WORK REQUIRED:
For the data below, report the number of lines that contain the string "components" and nothing else.

GIVEN MATERIAL:
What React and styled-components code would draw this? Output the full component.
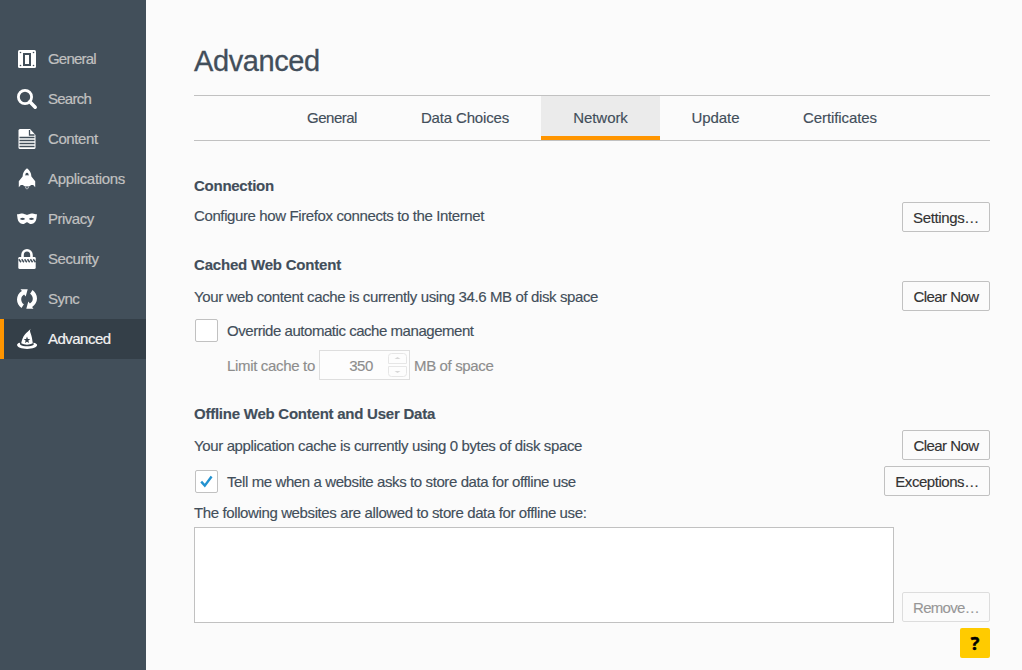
import React from "react";
import styled, { createGlobalStyle } from "styled-components";

const GlobalStyle = createGlobalStyle`
  * { box-sizing: border-box; }
  body {
    margin: 0;
    background: #fbfbfb;
    color: #424e5a;
    font: 15px/20px "Liberation Sans", Arial, sans-serif;
  }
`;

const Page = styled.div`
  display: flex;
  height: 670px;
  overflow: hidden;
`;

const Sidebar = styled.nav`
  width: 146px;
  flex: none;
  padding-top: 39px;
  background: #424f5a;
`;

const Category = styled.div`
  display: flex;
  align-items: center;
  gap: 10px;
  height: 40px;
  padding-left: ${(p) => (p.$active ? 12 : 16)}px;
  border-left: ${(p) => (p.$active ? "4px solid #ff9500" : "none")};
  background: ${(p) => (p.$active ? "#343f48" : "transparent")};
  color: ${(p) => (p.$active ? "#f2f2f2" : "#c1c1c1")};
  -webkit-text-stroke: 0.2px currentColor;
  svg { flex: none; }
`;

const Text = styled.span`
  white-space: nowrap;
  letter-spacing: ${(p) => p.$tracking || 0}px;
`;

const Main = styled.main`
  width: 844px;
  padding: 41px 0 0 48px;
  -webkit-text-stroke: 0.15px currentColor;
`;

const Title = styled.h1`
  margin: 0 0 14px;
  height: 40px;
  font-size: 29px;
  line-height: 40px;
  font-weight: 400;
  letter-spacing: -0.4px;
  -webkit-text-stroke: 0.3px currentColor;
`;

const Tabs = styled.div`
  display: flex;
  justify-content: center;
  height: 46px;
  border-top: 1px solid #c1c1c1;
  border-bottom: 1px solid #c1c1c1;
`;

const Tab = styled.div`
  width: ${(p) => p.$width}px;
  padding-top: 12px;
  text-align: center;
  background: ${(p) => (p.$active ? "#ebebeb" : "transparent")};
  border-bottom: 4px solid ${(p) => (p.$active ? "#ff9500" : "transparent")};
`;

const Group = styled.section`
  margin-top: ${(p) => p.$gap}px;
`;

const Heading = styled.h2`
  margin: 0 0 6px;
  font-size: 15px;
  line-height: 20px;
  font-weight: 700;
`;

const Row = styled.div`
  display: flex;
  align-items: center;
  justify-content: space-between;
  height: 30px;
  margin-top: ${(p) => p.$gap || 0}px;
`;

const Description = styled.div`
  padding-top: ${(p) => (p.$raised ? 0 : 2)}px;
  padding-bottom: ${(p) => (p.$raised ? 2 : 0)}px;
`;

const Button = styled.button`
  flex: none;
  width: ${(p) => p.$width || 88}px;
  height: 30px;
  padding: 1px 0 0;
  border: 1px solid #c1c1c1;
  border-radius: 2px;
  background: #fbfbfb;
  color: #333;
  font: inherit;
  opacity: ${(p) => (p.disabled ? 0.5 : 1)};
`;

const CheckLabel = styled.label`
  display: flex;
  align-items: center;
  gap: 9px;
  height: 23px;
  margin-left: 1px;
`;

const CheckBox = styled.span`
  display: flex;
  align-items: center;
  justify-content: center;
  width: 23px;
  height: 23px;
  border: 1px solid #c1c1c1;
  border-radius: 2px;
  background: #fff;
`;

const CheckText = styled(Text)`
  padding-top: 1px;
`;

const OverrideRow = styled.div`
  margin-top: 8px;
`;

const LimitRow = styled.div`
  display: flex;
  align-items: center;
  height: 30px;
  margin: 8px 0 0 33px;
  color: #8d8d8d;
`;

const LimitLabel = styled.div`
  width: 92px;
  padding-top: 2px;
`;

const Spinner = styled.div`
  display: flex;
  align-items: center;
  justify-content: flex-end;
  gap: 15px;
  width: 91px;
  height: 30px;
  margin-right: 4px;
  padding: 2px 2px 0 0;
  border: 1px solid #dedede;
  background: #fdfdfd;
`;

const Arrows = styled.svg`
  margin-top: -2px;
`;

const Unit = styled.div`
  padding-top: 2px;
`;

const AllowedLabel = styled.div`
  margin-top: 7px;
  height: 20px;
`;

const AllowedRow = styled.div`
  display: flex;
  align-items: flex-end;
  gap: 8px;
  margin-top: 4px;
`;

const ListBox = styled.div`
  width: 700px;
  height: 96px;
  border: 1px solid #c1c1c1;
  background: #fff;
`;

const RemoveSlot = styled.div`
  height: 31px;
`;

const HelpRow = styled.div`
  display: flex;
  justify-content: flex-end;
  margin-top: 5px;
`;

const HelpButton = styled.button`
  width: 30px;
  height: 30px;
  padding: 0;
  border: 0;
  border-radius: 2px;
  background: #ffcb00;
  color: #000;
  font: 700 18px/28px "Open Sans", sans-serif;
  -webkit-text-stroke: 0.5px #000;
`;

const Icon = ({ children }) => (
  <svg width="22" height="22" viewBox="0 0 22 22" fill="#fff">{children}</svg>
);

const icons = {
  general: (
    <Icon>
      <rect x="2" y="2" width="18" height="18" rx="1.5" />
      <g fill="#424f5a">
        <circle cx="4.500" cy="4.500" r=".8" />
        <circle cx="17.500" cy="4.500" r=".8" />
        <circle cx="4.500" cy="17.500" r=".8" />
        <circle cx="17.500" cy="17.500" r=".8" />
        <path d="M7 5h8v13H7z" />
      </g>
      <path d="M9 7h4v9H9z" />
    </Icon>
  ),
  search: (
    <Icon>
      <circle cx="9" cy="9" r="6.600" fill="none" stroke="#fff" strokeWidth="2.800" />
      <path d="M13.800 13.800l5.400 5.400" stroke="#fff" strokeWidth="3.500" strokeLinecap="round" />
    </Icon>
  ),
  content: (
    <Icon>
      <path d="M4 1h10l5.500 6v12.500q0 1.500-1.500 1.500H4q-1.500 0-1.500-1.500v-17Q2.500 1 4 1z" />
      <path d="M13.500 2v5h5M3.500 9.500h15M3.500 12.500h15M3.500 15.500h15M3.500 18.500h15" fill="none" stroke="#424f5a" strokeWidth="1.300" />
    </Icon>
  ),
  applications: (
    <Icon>
      <path d="M11 .3c3 2.200 4.200 5 4.400 8.100l3.800 4.800v6l-2-2.200h-2l-1.700 1.200h-5L6.800 17h-2l-2 2.200v-6l3.800-4.800C6.800 5.300 8 2.500 11 .3z" />
      <path d="M9.300 7.500c0-1.500.5-2.800 1.700-2.800s1.700 1.300 1.700 2.800q-1.700-.7-3.400 0z" fill="#424f5a" />
      <path d="M8.900 18.400h4.200q-.2 2-2.100 3.200-1.900-1.200-2.100-3.200z" fill="#c8ccd0" />
      <path d="M11 18.300l1 1.400-1 1-1-1z" fill="#424f5a" />
    </Icon>
  ),
  privacy: (
    <Icon>
      <path fillRule="evenodd" d="M1 6.200c2.200.5 3.500-.6 5.300-.6 2 0 3.200 1.300 4.700 1.300s2.700-1.300 4.700-1.300c1.800 0 3.100 1.100 5.300.6-.4 2.800-.4 5.800-2 7.800-1.200 1.500-2.900 2.200-4.700 1.900-1.700-.3-2-1.700-3.300-1.700s-1.600 1.400-3.300 1.700c-1.800.3-3.500-.4-4.700-1.900-1.600-2-1.600-5-2-7.800zM3.800 10.900q2.700 2.200 5.400.2-2.500-2.700-5.400-.2zM18.200 10.900q-2.900-2.500-5.400.2 2.700 2 5.400-.2z" />
    </Icon>
  ),
  security: (
    <Icon>
      <path d="M6.500 10V7a4.500 4.800 0 0 1 9 0v3" fill="none" stroke="#fff" strokeWidth="2.600" />
      <path d="M3.500 9h15q1.200 0 1.200 1.200v9.200q0 1.500-1.500 1.500H3.800q-1.500 0-1.500-1.500v-9.200Q2.300 9 3.500 9z" />
      <path d="M2.800 11.300l2.200 3M5.700 11.300l2.200 3M8.600 11.300l2.200 3M11.500 11.300l2.200 3M14.400 11.300l2.200 3M17.300 11.300l2.200 3" fill="none" stroke="#424f5a" strokeWidth="1.500" />
    </Icon>
  ),
  sync: (
    <Icon>
      <path id="sync-arrow" d="M4.500 1.200h7.200L9.700 8.400 8.100 6.600C6.300 7.700 5.200 9.200 5.200 11.200c0 2.200 1 4 2.700 5.100L5.500 20C2.700 18.100 1 15 1 11.500 1 8 2.900 5 5.900 3.100z" />
      <use href="#sync-arrow" transform="rotate(180 11 11)" />
    </Icon>
  ),
  advanced: (
    <Icon>
      <path d="M14.900.8c-1.300 1.500-1 2.600-.2 4.600 1.100 3 1.600 6 2.100 9.900-3 1.900-8.600 1.900-11.600 0 .7-3.700 1.800-6.700 3.700-8.900C10.600 4.500 12.600 3 14.900.8z" />
      <path d="M11 8.600l.9 2.300 2.400.2-1.900 1.500.6 2.400-2-1.300-2 1.300.6-2.400-1.900-1.500 2.400-.2z" fill="#343f48" />
      <path d="M3.800 14.800l.5 1.900c3.200 2 10.200 2 13.400 0l-.3-1.900c2.300.4 3.700 1.200 3.700 2.300 0 2.200-4.400 3.800-10 3.800s-10-1.600-10-3.800c0-1.100.8-1.900 2.700-2.300z" />
    </Icon>
  ),
};

const categories = [
  ["General", "general", -0.8],
  ["Search", "search", -0.75],
  ["Content", "content", -0.4],
  ["Applications", "applications", -0.33],
  ["Privacy", "privacy", -0.5],
  ["Security", "security", -0.45],
  ["Sync", "sync", -0.5],
  ["Advanced", "advanced", -0.52],
];

const tabs = [
  ["General", 114, -0.5],
  ["Data Choices", 152, -0.15],
  ["Network", 119, -0.05],
  ["Update", 111, -0.05],
  ["Certificates", 138, -0.1],
];

export default function App() {
  return (
    <>
      <GlobalStyle />
      <Page>
        <Sidebar>
          {categories.map(([name, icon, tracking]) => (
            <Category key={name} $active={name === "Advanced"}>
              {icons[icon]}
              <Text $tracking={tracking}>{name}</Text>
            </Category>
          ))}
        </Sidebar>
        <Main>
          <Title>Advanced</Title>
          <Tabs>
            {tabs.map(([name, width, tracking]) => (
              <Tab key={name} $width={width} $active={name === "Network"}>
                <Text $tracking={tracking}>{name}</Text>
              </Tab>
            ))}
          </Tabs>

          <Group $gap={35}>
            <Heading><Text $tracking={-0.26}>Connection</Text></Heading>
            <Row>
              <Description $raised><Text $tracking={-0.385}>Configure how Firefox connects to the Internet</Text></Description>
              <Button><Text $tracking={-0.38}>Settings…</Text></Button>
            </Row>
          </Group>

          <Group $gap={23}>
            <Heading><Text $tracking={-0.2}>Cached Web Content</Text></Heading>
            <Row>
              <Description><Text $tracking={-0.38}>Your web content cache is currently using 34.6 MB of disk space</Text></Description>
              <Button><Text $tracking={-0.55}>Clear Now</Text></Button>
            </Row>
            <OverrideRow>
              <CheckLabel>
                <CheckBox />
                <CheckText $tracking={-0.46}>Override automatic cache management</CheckText>
              </CheckLabel>
            </OverrideRow>
            <LimitRow>
              <LimitLabel><Text $tracking={-0.33}>Limit cache to</Text></LimitLabel>
              <Spinner>
                <Text $tracking={-0.4}>350</Text>
                <Arrows width="19" height="24" viewBox="0 0 19 24" fill="none" stroke="#e6e6e6">
                  <path d="M.5 10.500V3.500q0-3 3-3h12q3 0 3 3v7zM.5 13.500h18v7q0 3-3 3h-12q-3 0-3-3z" />
                  <path d="M6.500 6l3-2 3 2zM6.500 18l3 2 3-2z" fill="#d8d8d8" stroke="none" />
                </Arrows>
              </Spinner>
              <Unit><Text $tracking={-0.36}>MB of space</Text></Unit>
            </LimitRow>
          </Group>

          <Group $gap={24}>
            <Heading><Text $tracking={-0.24}>Offline Web Content and User Data</Text></Heading>
            <Row>
              <Description><Text $tracking={-0.37}>Your application cache is currently using 0 bytes of disk space</Text></Description>
              <Button><Text $tracking={-0.55}>Clear Now</Text></Button>
            </Row>
            <Row $gap={6}>
              <CheckLabel>
                <CheckBox>
                  <svg width="13" height="13" viewBox="0 0 13 13" fill="none" stroke="#2292d0" strokeWidth="2.400">
                    <path d="M1.200 6.600l3.600 4L11.600 1.500" />
                  </svg>
                </CheckBox>
                <CheckText $tracking={-0.4}>Tell me when a website asks to store data for offline use</CheckText>
              </CheckLabel>
              <Button $width={106}><Text $tracking={-0.45}>Exceptions…</Text></Button>
            </Row>
            <AllowedLabel>
              <Text $tracking={-0.385}>The following websites are allowed to store data for offline use:</Text>
            </AllowedLabel>
            <AllowedRow>
              <ListBox />
              <RemoveSlot><Button disabled><Text $tracking={-0.7}>Remove…</Text></Button></RemoveSlot>
            </AllowedRow>
            <HelpRow><HelpButton>?</HelpButton></HelpRow>
          </Group>
        </Main>
      </Page>
    </>
  );
}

OUTPUT OF THE TASK:
2